Schiavone e il pentimento
Il pentimento è un’altra cosa e non può essere confuso con la collaborazione con la giustizia. I titoli dei giornali definiscono sbrigativamente pentimento la decisione di Francesco Schiavone, meglio noto come Sandokan, di cominciare a riferire di tutte le sue azioni criminali con dettagli circostanziati sulla fitta rete di complicità e corruzione.
Il primo segnale che i magistrati avranno valutato è sicuramente il riferimento ad attività illecite o eventi delinquenziali per i quali non è mai stato né indagato, né condannato.
L’atto di pentirsi è piuttosto un processo interiore che scava nella coscienza, fruga nella volontà di un riscatto personalissimo, è ricerca delle falde di umanità più pura che sopravvivono anche alle più crudeli condotte criminali.

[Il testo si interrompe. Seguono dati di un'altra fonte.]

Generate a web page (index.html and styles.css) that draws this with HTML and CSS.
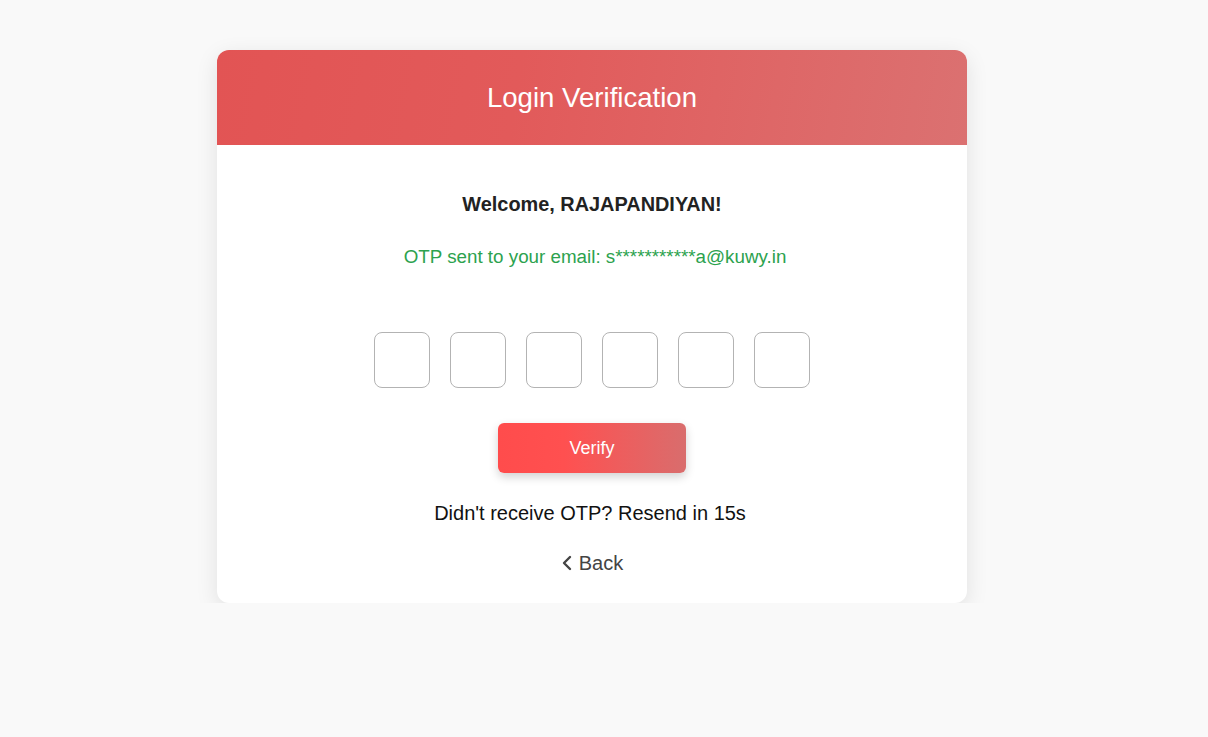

Di Schiavone finora sappiamo solo della sua volontà di collaborare, che è da verificare con riscontri precisi e attuali. Del suo percorso nulla è stato reso pubblico e pertanto nulla conosciamo. Piuttosto lo auspichiamo perché non farebbe fare un passo avanti solo alla giustizia e alla ricerca della verità ma anche all’umanità. E non solo alla sua.